Work instructions: Single out the lines that include the word "components". Copy them.

Given information:
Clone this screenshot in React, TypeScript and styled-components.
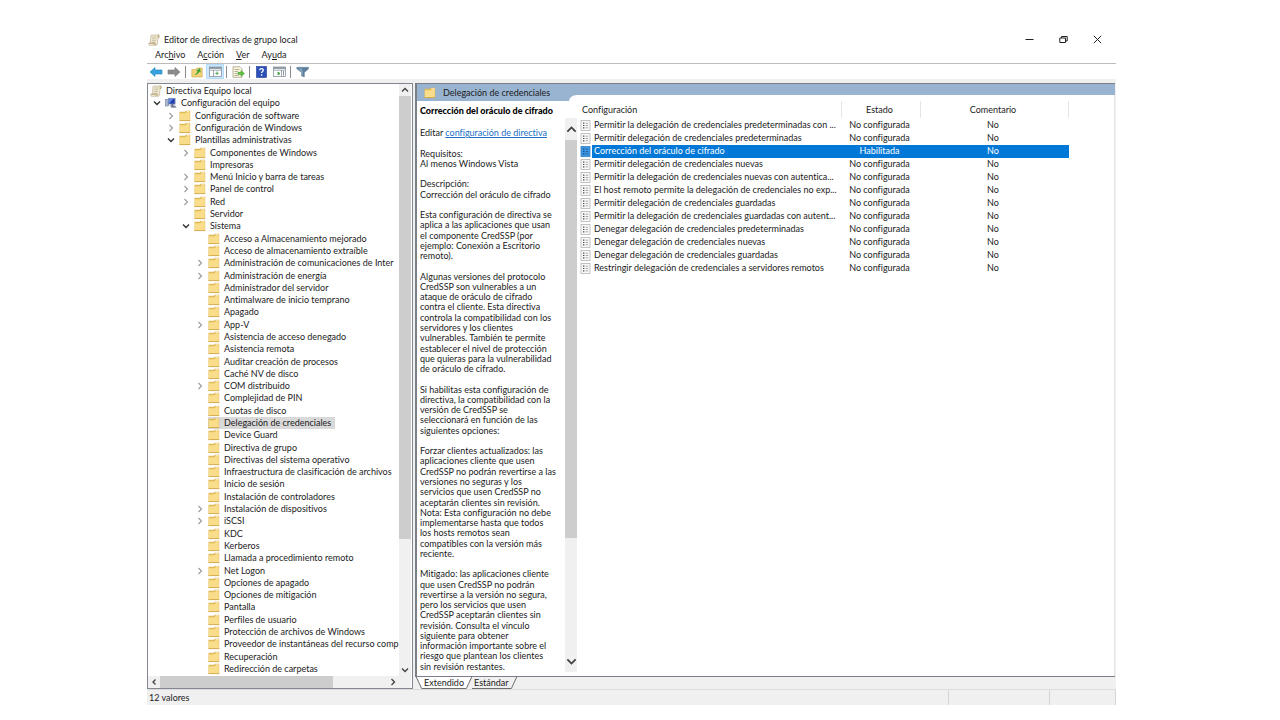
import React from "react";
import styled, { createGlobalStyle, css } from "styled-components";

const Global = createGlobalStyle`
  * { box-sizing: border-box; }
  body {
    margin: 0;
    background: #fff;
    color: #1b1b1b;
    font: 9px/12px Lato, "Open Sans", sans-serif;
    font-variant-ligatures: none;
  }
  button { font: inherit; color: inherit; background: none; border: 0; padding: 0; margin: 0; }
  svg { display: block; flex: none; }
`;

const Page = styled.div`
  min-height: 100vh;
  padding: 32px 164px 15px 147px;
  display: flex;
  flex-direction: column;
`;
const Window = styled.div`
  flex: 1;
  display: flex;
  flex-direction: column;
`;
const TitleBar = styled.header`
  height: 15px;
  padding: 0 2px 0 1px;
  display: flex;
  align-items: center;
  gap: 4px;
`;
const Title = styled.h1`
  margin: 0;
  flex: 1;
  font-size: 9px;
  font-weight: 400;
`;
const WindowButton = styled.button`
  width: 34px;
  height: 14px;
  display: flex;
  justify-content: center;
  align-items: center;
`;
const WindowButtons = styled.div`
  display: flex;
`;
const MenuBar = styled.nav`
  height: 16px;
  display: flex;
  align-items: center;
  padding-left: 2px;
`;
const MenuButton = styled.button`
  padding: 0 6px;
`;
const Toolbar = styled.div`
  height: 16px;
  border-top: 1px solid #bcbcbc;
  display: flex;
  align-items: center;
`;
const ToolButton = styled.button<{ $on?: boolean }>`
  width: 18px;
  height: 15px;
  display: flex;
  align-items: center;
  justify-content: center;
  ${(p) => p.$on && css`background: #cce8ff; box-shadow: inset 0 0 0 1px #b4dcf8;`}
`;
const Separator = styled.span`
  width: 1px;
  height: 12px;
  margin: 0 2px;
  background: #8a8a8a;
`;
const Main = styled.main`
  flex: 1;
  display: flex;
  gap: 2px;
  padding-top: 4px;
  background: #f0f0f0;
`;

/* Tree pane */
const TreePane = styled.section`
  width: 266px;
  flex: none;
  border: 1px solid #828790;
  background: #fff;
  display: flex;
  flex-direction: column;
  padding-right: 1px;
`;
const TreeArea = styled.div`
  flex: 1;
  display: flex;
`;
const Tree = styled.ul`
  list-style: none;
  margin: 0;
  padding: 1px 0;
  flex: 1;
  min-width: 0;
  overflow: hidden;
  display: grid;
  grid-auto-rows: minmax(12px, 1fr);
`;
const indents = [2, 3, 17, 32, 46];
const TreeRow = styled.li<{ $level: number }>`
  padding-left: ${(p) => indents[p.$level]}px;
  display: flex;
  align-items: center;
  white-space: nowrap;
`;
const Twisty = styled.button`
  width: 14px;
  flex: none;
  padding-left: 2px;
`;
const TreeLabel = styled.span<{ $selected?: boolean }>`
  display: flex;
  align-items: center;
  gap: 4px;
  height: 12px;
  padding-right: 4px;
  background: ${(p) => (p.$selected ? "#d9d9d9" : "transparent")};
`;

/* Scroll bars */
const Track = styled.div<{ $horizontal?: boolean }>`
  flex: none;
  background: #f0f0f0;
  display: flex;
  flex-direction: ${(p) => (p.$horizontal ? "row" : "column")};
  ${(p) => (p.$horizontal ? "height: 12px; padding-right: 12px;" : "width: 12px;")}
`;
const ScrollButton = styled.button`
  width: 12px;
  height: 12px;
  display: flex;
  align-items: center;
  justify-content: center;
`;
const TallScrollButton = styled(ScrollButton)`
  height: 22px;
`;
const Groove = styled.div<{ $horizontal?: boolean }>`
  flex: 1;
  display: flex;
  flex-direction: ${(p) => (p.$horizontal ? "row" : "column")};
`;
const Thumb = styled.div<{ $share: number }>`
  flex: 0 0 ${(p) => p.$share}%;
  background: #cdcdcd;
`;

/* Detail pane */
const DetailPane = styled.section`
  flex: 1;
  min-width: 0;
  display: flex;
  flex-direction: column;
`;
const DetailFrame = styled.div`
  flex: 1;
  display: flex;
  margin-right: 1px;
  border: solid #7b8088;
  border-width: 1px 0 1px 2px;
  background: #99b4d1;
`;
const InfoColumn = styled.div`
  width: 160px;
  flex: none;
  display: flex;
  flex-direction: column;
`;
const InfoHeader = styled.div`
  height: 17px;
  display: flex;
  align-items: center;
  gap: 7px;
  padding-left: 7px;
`;
const InfoHeading = styled.h2`
  margin: 0;
  flex: 1;
  font-size: 9px;
  font-weight: 400;
`;
const Curve = styled.span`
  align-self: flex-end;
  width: 8px;
  height: 6px;
  background: #fff;
  border-top-left-radius: 8px 6px;
`;
const PolicyName = styled.h3`
  margin: 0;
  height: 17px;
  padding-left: 3px;
  background: #fff;
  font-size: 9px;
  font-weight: 900;
  line-height: 19px;
  white-space: nowrap;
  color: #000;
`;
const InfoBody = styled.div`
  flex: 1;
  display: flex;
  background: #fff;
  padding-bottom: 4px;
`;
const InfoText = styled.div`
  flex: 1;
  padding: 10px 0 0 3px;
  display: grid;
  grid-auto-rows: minmax(10px, 1fr);
  line-height: 10px;
  white-space: nowrap;
`;
const Paragraph = styled.p`
  display: contents;
  &:not(:last-child)::after { content: ""; }
`;
const Link = styled.a`
  color: #1a6fc4;
`;
const ListColumn = styled.div`
  flex: 1;
  min-width: 0;
  margin-top: 11px;
  background: #fff;
  border-right: 1px solid #e3e3e3;
`;
const Table = styled.table`
  width: 492px;
  table-layout: fixed;
  border-collapse: separate;
  border-spacing: 0;
`;
const HeadCell = styled.th<{ $width: number; $left?: boolean }>`
  width: ${(p) => p.$width}px;
  height: 24px;
  padding: 6px 0 1px;
  font-weight: 400;
  text-align: ${(p) => (p.$left ? "left" : "center")};
`;
const HeadLabel = styled.span<{ $left?: boolean }>`
  display: block;
  height: 17px;
  line-height: 17px;
  padding: ${(p) => (p.$left ? "0 0 0 5px" : "0 3px 0 0")};
  border-right: 1px solid #e5e5e5;
`;
const Cell = styled.td<{ $selected?: boolean }>`
  height: 13px;
  padding: 0 4px 0 0;
  line-height: 11px;
  vertical-align: top;
  text-align: center;
  ${(p) => p.$selected && css`background: #0078d7; color: #fff;`}
`;
const NameCell = styled.td`
  height: 13px;
  padding: 0 0 0 3px;
  line-height: 11px;
`;
const NameContent = styled.div`
  display: flex;
  align-items: center;
  gap: 1px;
`;
const PolicyLabel = styled.span<{ $selected?: boolean }>`
  flex: 1;
  height: 13px;
  padding-left: 2px;
  white-space: nowrap;
  ${(p) => p.$selected && css`background: #0078d7; color: #fff;`}
`;
const Tabs = styled.div`
  height: 12px;
  display: flex;
  padding-left: 1px;
`;
const Tab = styled.button<{ $active?: boolean }>`
  height: 12px;
  padding: 0 2px;
  line-height: 12px;
  border-bottom: 1px solid #6d6d6d;
  background: ${(p) => (p.$active ? "#fff" : "#f0f0f0")};
`;
const StatusBar = styled.footer`
  height: 16px;
  display: flex;
  background: #f0f0f0;
  border-top: 1px solid #dcdcdc;
  line-height: 16px;
`;
const StatusCell = styled.span<{ $width?: number }>`
  flex: ${(p) => (p.$width ? `0 0 ${p.$width}px` : "1")};
  padding-left: 2px;
  border-right: 1px solid #d4d4d4;
`;

const Folder = () => (
  <svg width="12" height="12" viewBox="0 0 12 12" aria-hidden="true">
    <path d="M.5 1.800h5.300l1-1h4.400v10H.5z" fill="#dfb955" />
    <path d="M.9 3.300h5.500l1-1h3.400v8.100H.9z" fill="#f9dd8b" />
    <path d="M7.500 1.600h3" stroke="#fff6d5" strokeWidth=".8" />
    <path d="M.4 10.600h10.900" stroke="#cfa342" strokeWidth=".8" />
  </svg>
);
const Scroll = () => (
  <svg width="12" height="12" viewBox="0 0 12 12" aria-hidden="true">
    <path d="M3 1h8.200c-1 .5-1 1.500-1 2.500L9.400 10c-.2 1-.8 1.300-1.600 1.300H1.200c-.9-.4-.7-1.800 0-2.200H2.300z" fill="#f2ead2" stroke="#b5ab90" strokeWidth=".6" />
    <path d="M4.300 3h4.200M4 4.800h4.200M3.800 6.600H8M3.600 8.400h4" stroke="#b0a78f" strokeWidth=".6" />
    <path d="M9.600 1.200c1.500-.4 2.200.9 1.500 2.200H9.800M1 9.200h6.200c-.4.9 0 1.800.6 2.100" fill="#d9caa0" stroke="#a08f63" strokeWidth=".6" />
  </svg>
);
const Computer = () => (
  <svg width="12" height="12" viewBox="0 0 12 12" aria-hidden="true">
    <rect x=".5" y="2.500" width="3" height="6.500" fill="#a8b7cc" stroke="#71809a" strokeWidth=".6" />
    <rect x="3.300" y="1.300" width="6.800" height="5.800" fill="#1d3fb0" stroke="#8c9bb5" strokeWidth=".8" />
    <path d="M4 6.800V2h4z" fill="#5d8ae6" />
    <path d="M5 8.600h5l1.700 2.200H6.200z" fill="#7b889d" />
    <path d="M6.500 7.300h1.800v1.500H6.500z" fill="#414d66" />
  </svg>
);
const PolicyIcon = ({ selected }: { selected?: boolean }) => (
  <svg width="11" height="11" viewBox="0 0 11 11" aria-hidden="true">
    <rect x="1" y=".5" width="9" height="10" fill={selected ? "#3f94df" : "#fafafa"} stroke={selected ? "#2b7fc9" : "#b4b4b4"} strokeWidth=".8" />
    <path d="M3 3.200h1.400M3 5.500h1.400M3 7.800h1.400" stroke={selected ? "#0c4a8c" : "#444"} strokeWidth="1.200" />
    <path d="M5.700 3.200H8.200M5.700 5.500H8.200M5.700 7.800H8.200" stroke={selected ? "#195ea5" : "#8f8f8f"} strokeWidth=".8" />
  </svg>
);

type Dir = "up" | "down" | "left" | "right";
const chevrons: Record<Dir, string> = {
  up: "M1 5.500 4 2.500 7 5.500",
  down: "M1 2.500 4 5.500 7 2.500",
  left: "M5.500 1.500 3 4 5.500 6.500",
  right: "M2.500 1 5.500 4 2.500 7",
};
const Chevron = ({ dir, color = "#404040", size = 8, weight = 1.3 }: { dir: Dir; color?: string; size?: number; weight?: number }) => (
  <svg width={size} height={size} viewBox="0 0 8 8" aria-hidden="true">
    <path d={chevrons[dir]} fill="none" stroke={color} strokeWidth={weight} />
  </svg>
);

const Arrow = ({ back }: { back?: boolean }) => (
  <svg width="14" height="12" viewBox="0 0 14 12" aria-hidden="true">
    {back ? (
      <path d="M1 6 6 1.500V4h7v4H6v2.500z" fill="#37a3e0" stroke="#1f7fbd" strokeWidth=".6" />
    ) : (
      <path d="M13 6 8 1.500V4H1v4h7v2.500z" fill="#8c8c8c" stroke="#757575" strokeWidth=".6" />
    )}
  </svg>
);
const FolderUp = () => (
  <svg width="12" height="12" viewBox="0 0 12 12" aria-hidden="true">
    <path d="M.8 3.500h4l1-1.500h5.400v9H.8z" fill="#f2d27a" stroke="#cfa548" strokeWidth=".6" />
    <path d="M3 8.500c2-.5 3-1.500 3.600-3L5.200 4.800 9 2l.8 4.400-1.500-.6C7.500 8 5.500 9 3 8.500z" fill="#3fa535" />
  </svg>
);
const PaneIcon = ({ right }: { right?: boolean }) => (
  <svg width="13" height="11" viewBox="0 0 13 11" aria-hidden="true">
    <rect x=".5" y="1" width="12" height="9.500" fill="#fff" stroke="#8894a0" strokeWidth=".8" />
    <path d="M.5 2h12" stroke="#7e8a96" strokeWidth="1.600" />
    <path d="M.5 4.200h12" stroke="#a2acb6" strokeWidth="1" />
    <path d={right ? "M8.500 4v6.500" : "M4.500 4v6.500"} stroke="#8894a0" strokeWidth=".8" />
    <path d={right ? "M5 6v3l2-1.500z" : "M8 5.500V9M6.300 7.300h3.400"} fill="#4aa54a" stroke="#4aa54a" strokeWidth=".9" />
    {right && <path d="M10.500 5v4.500" stroke="#8894a0" strokeWidth="1" />}
  </svg>
);
const ExportIcon = () => (
  <svg width="13" height="12" viewBox="0 0 13 12" aria-hidden="true">
    <path d="M1 .8h7l2 2v8.500H1z" fill="#fdf8df" stroke="#9a9478" strokeWidth=".7" />
    <path d="M2.500 3.500h5M2.500 5.500h3.500M2.500 7.500h3M2.500 9.500h4" stroke="#8f8b7a" strokeWidth=".7" />
    <path d="M6 6.300h3V4.500L12.500 7.500 9 10.300V8.500H6z" fill="#5cc043" stroke="#3d9a2b" strokeWidth=".5" />
  </svg>
);
const HelpIcon = () => (
  <svg width="11" height="12" viewBox="0 0 11 12" aria-hidden="true">
    <rect x=".5" y=".5" width="10" height="11" fill="#2c50b8" stroke="#1d3a8f" strokeWidth=".6" />
    <path d="M3.800 4.300c0-2.400 3.600-2.200 3.500-.2 0 1.400-1.700 1.300-1.700 3M5.600 8.300v1.400" fill="none" stroke="#fff" strokeWidth="1.300" />
  </svg>
);
const FilterIcon = () => (
  <svg width="13" height="12" viewBox="0 0 13 12" aria-hidden="true">
    <path d="M.8 1.300h11.800v1.500L8.400 6.500V11l-2.800-1V6.500L.8 2.800z" fill="#5b7f9c" stroke="#547591" strokeWidth=".4" />
    <path d="M2 2.600h4L6.800 6v3.500l-1-.4V6.300z" fill="#86a6bd" />
  </svg>
);

type Node = [level: number, label: string, state?: "open" | "closed"];
const nodes: Node[] = [
  [0, "Directiva Equipo local"],
  [1, "Configuración del equipo", "open"],
  [2, "Configuración de software", "closed"],
  [2, "Configuración de Windows", "closed"],
  [2, "Plantillas administrativas", "open"],
  [3, "Componentes de Windows", "closed"],
  [3, "Impresoras"],
  [3, "Menú Inicio y barra de tareas", "closed"],
  [3, "Panel de control", "closed"],
  [3, "Red", "closed"],
  [3, "Servidor"],
  [3, "Sistema", "open"],
  [4, "Acceso a Almacenamiento mejorado"],
  [4, "Acceso de almacenamiento extraíble"],
  [4, "Administración de comunicaciones de Inter", "closed"],
  [4, "Administración de energía", "closed"],
  [4, "Administrador del servidor"],
  [4, "Antimalware de inicio temprano"],
  [4, "Apagado"],
  [4, "App-V", "closed"],
  [4, "Asistencia de acceso denegado"],
  [4, "Asistencia remota"],
  [4, "Auditar creación de procesos"],
  [4, "Caché NV de disco"],
  [4, "COM distribuido", "closed"],
  [4, "Complejidad de PIN"],
  [4, "Cuotas de disco"],
  [4, "Delegación de credenciales"],
  [4, "Device Guard"],
  [4, "Directiva de grupo"],
  [4, "Directivas del sistema operativo"],
  [4, "Infraestructura de clasificación de archivos"],
  [4, "Inicio de sesión"],
  [4, "Instalación de controladores"],
  [4, "Instalación de dispositivos", "closed"],
  [4, "iSCSI", "closed"],
  [4, "KDC"],
  [4, "Kerberos"],
  [4, "Llamada a procedimiento remoto"],
  [4, "Net Logon", "closed"],
  [4, "Opciones de apagado"],
  [4, "Opciones de mitigación"],
  [4, "Pantalla"],
  [4, "Perfiles de usuario"],
  [4, "Protección de archivos de Windows"],
  [4, "Proveedor de instantáneas del recurso comp"],
  [4, "Recuperación"],
  [4, "Redirección de carpetas"],
];

const paragraphs: string[][] = [
  ["Requisitos:", "Al menos Windows Vista"],
  ["Descripción:", "Corrección del oráculo de cifrado"],
  ["Esta configuración de directiva se", "aplica a las aplicaciones que usan", "el componente CredSSP (por", "ejemplo: Conexión a Escritorio", "remoto)."],
  ["Algunas versiones del protocolo", "CredSSP son vulnerables a un", "ataque de oráculo de cifrado", "contra el cliente. Esta directiva", "controla la compatibilidad con los", "servidores y los clientes", "vulnerables. También te permite", "establecer el nivel de protección", "que quieras para la vulnerabilidad", "de oráculo de cifrado."],
  ["Si habilitas esta configuración de", "directiva, la compatibilidad con la", "versión de CredSSP se", "seleccionará en función de las", "siguientes opciones:"],
  ["Forzar clientes actualizados: las", "aplicaciones cliente que usen", "CredSSP no podrán revertirse a las", "versiones no seguras y los", "servicios que usen CredSSP no", "aceptarán clientes sin revisión.", "Nota: Esta configuración no debe", "implementarse hasta que todos", "los hosts remotos sean", "compatibles con la versión más", "reciente."],
  ["Mitigado: las aplicaciones cliente", "que usen CredSSP no podrán", "revertirse a la versión no segura,", "pero los servicios que usen", "CredSSP aceptarán clientes sin", "revisión. Consulta el vínculo", "siguiente para obtener", "información importante sobre el", "riesgo que plantean los clientes", "sin revisión restantes."],
];

const policies = [
  "Permitir la delegación de credenciales predeterminadas con ...",
  "Permitir delegación de credenciales predeterminadas",
  "Corrección del oráculo de cifrado",
  "Permitir delegación de credenciales nuevas",
  "Permitir la delegación de credenciales nuevas con autentica...",
  "El host remoto permite la delegación de credenciales no exp...",
  "Permitir delegación de credenciales guardadas",
  "Permitir la delegación de credenciales guardadas con autent...",
  "Denegar delegación de credenciales predeterminadas",
  "Denegar delegación de credenciales nuevas",
  "Denegar delegación de credenciales guardadas",
  "Restringir delegación de credenciales a servidores remotos",
];
const selectedPolicy = "Corrección del oráculo de cifrado";
const selectedNode = "Delegación de credenciales";

const Slant = ({ falling, left, right }: { falling?: boolean; left: string; right: string }) => (
  <svg width="6" height="12" viewBox="0 0 6 12" aria-hidden="true">
    <path d={falling ? "M0 0 5.500 12H0z" : "M6 0 .5 12H0V0z"} fill={left} />
    <path d={falling ? "M0 0 5.500 12H6V0z" : "M6 0 .5 12H6z"} fill={right} />
    <path d={falling ? "M.3 0 5.700 11.700" : "M5.700 0 .3 11.700"} stroke="#6d6d6d" strokeWidth="1" />
  </svg>
);

export default function App() {
  return (
    <Page>
      <Global />
      <Window>
        <TitleBar>
          <Scroll />
          <Title>Editor de directivas de grupo local</Title>
          <WindowButtons>
            <WindowButton aria-label="Minimizar">
              <svg width="9" height="9" viewBox="0 0 9 9"><path d="M.5 4.500h8" stroke="#222" /></svg>
            </WindowButton>
            <WindowButton aria-label="Restaurar">
              <svg width="9" height="9" viewBox="0 0 9 9"><path d="M.8 3h5.700v4.500H.8zM2.500 3V1.500h5.700V6H6.500" fill="none" stroke="#222" /></svg>
            </WindowButton>
            <WindowButton aria-label="Cerrar">
              <svg width="9" height="9" viewBox="0 0 9 9"><path d="m.8.8 7.400 7.400m0-7.400L.8 8.200" stroke="#222" /></svg>
            </WindowButton>
          </WindowButtons>
        </TitleBar>
        <MenuBar>
          <MenuButton>Arc<u>h</u>ivo</MenuButton>
          <MenuButton>A<u>c</u>ción</MenuButton>
          <MenuButton><u>V</u>er</MenuButton>
          <MenuButton>Ay<u>u</u>da</MenuButton>
        </MenuBar>
        <Toolbar>
          <ToolButton aria-label="Atrás"><Arrow back /></ToolButton>
          <ToolButton aria-label="Adelante"><Arrow /></ToolButton>
          <Separator />
          <ToolButton aria-label="Subir un nivel"><FolderUp /></ToolButton>
          <ToolButton $on aria-label="Mostrar u ocultar árbol"><PaneIcon /></ToolButton>
          <Separator />
          <ToolButton aria-label="Exportar lista"><ExportIcon /></ToolButton>
          <Separator />
          <ToolButton aria-label="Ayuda"><HelpIcon /></ToolButton>
          <ToolButton aria-label="Mostrar panel de acciones"><PaneIcon right /></ToolButton>
          <Separator />
          <ToolButton aria-label="Filtro"><FilterIcon /></ToolButton>
        </Toolbar>
        <Main>
          <TreePane>
            <TreeArea>
              <Tree>
                {nodes.map(([level, label, state]) => (
                  <TreeRow key={label} $level={level}>
                    {level > 0 && (
                      <Twisty aria-label={state ? label : undefined} disabled={!state}>
                        {state && <Chevron dir={state === "open" ? "down" : "right"} color={state === "open" ? "#333" : "#9a9a9a"} weight={state === "open" ? 1.4 : 1.1} />}
                      </Twisty>
                    )}
                    <TreeLabel $selected={label === selectedNode}>
                      {level === 0 ? <Scroll /> : level === 1 ? <Computer /> : <Folder />}
                      {label}
                    </TreeLabel>
                  </TreeRow>
                ))}
              </Tree>
              <Track>
                <ScrollButton aria-label="Arriba"><Chevron dir="up" /></ScrollButton>
                <Groove><Thumb $share={78} /></Groove>
                <ScrollButton aria-label="Abajo"><Chevron dir="down" /></ScrollButton>
              </Track>
            </TreeArea>
            <Track $horizontal>
              <ScrollButton aria-label="Izquierda"><Chevron dir="left" /></ScrollButton>
              <Groove $horizontal><Thumb $share={76} /></Groove>
              <ScrollButton aria-label="Derecha"><Chevron dir="right" /></ScrollButton>
            </Track>
          </TreePane>
          <DetailPane>
            <DetailFrame>
              <InfoColumn>
                <InfoHeader>
                  <Folder />
                  <InfoHeading>Delegación de credenciales</InfoHeading>
                  <Curve />
                </InfoHeader>
                <PolicyName>{selectedPolicy}</PolicyName>
                <InfoBody>
                  <InfoText>
                    <Paragraph>
                      <span>Editar <Link href="#directiva">configuración de directiva</Link></span>
                    </Paragraph>
                    {paragraphs.map((lines) => (
                      <Paragraph key={lines[0]}>
                        {lines.map((line) => <span key={line}>{line}</span>)}
                      </Paragraph>
                    ))}
                  </InfoText>
                  <Track>
                    <TallScrollButton aria-label="Arriba"><Chevron dir="up" size={11} /></TallScrollButton>
                    <Groove><Thumb $share={78} /></Groove>
                    <TallScrollButton aria-label="Abajo"><Chevron dir="down" size={11} /></TallScrollButton>
                  </Track>
                </InfoBody>
              </InfoColumn>
              <ListColumn>
                <Table>
                  <thead>
                    <tr>
                      <HeadCell $width={265} $left><HeadLabel $left>Configuración</HeadLabel></HeadCell>
                      <HeadCell $width={79}><HeadLabel>Estado</HeadLabel></HeadCell>
                      <HeadCell $width={148}><HeadLabel>Comentario</HeadLabel></HeadCell>
                    </tr>
                  </thead>
                  <tbody>
                    {policies.map((name) => {
                      const selected = name === selectedPolicy;
                      return (
                        <tr key={name}>
                          <NameCell>
                            <NameContent>
                              <PolicyIcon selected={selected} />
                              <PolicyLabel $selected={selected}>{name}</PolicyLabel>
                            </NameContent>
                          </NameCell>
                          <Cell $selected={selected}>{selected ? "Habilitada" : "No configurada"}</Cell>
                          <Cell $selected={selected}>No</Cell>
                        </tr>
                      );
                    })}
                  </tbody>
                </Table>
              </ListColumn>
            </DetailFrame>
            <Tabs>
              <Slant falling left="#f0f0f0" right="#fff" />
              <Tab $active>Extendido</Tab>
              <Slant left="#fff" right="#f0f0f0" />
              <Tab>Estándar</Tab>
              <Slant left="#f0f0f0" right="#f0f0f0" />
            </Tabs>
          </DetailPane>
        </Main>
        <StatusBar>
          <StatusCell>12 valores</StatusCell>
          <StatusCell $width={101} />
          <StatusCell $width={66} />
        </StatusBar>
      </Window>
    </Page>
  );
}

Worked solution:
Clone this screenshot in React, TypeScript and styled-components.
import styled, { createGlobalStyle, css } from "styled-components";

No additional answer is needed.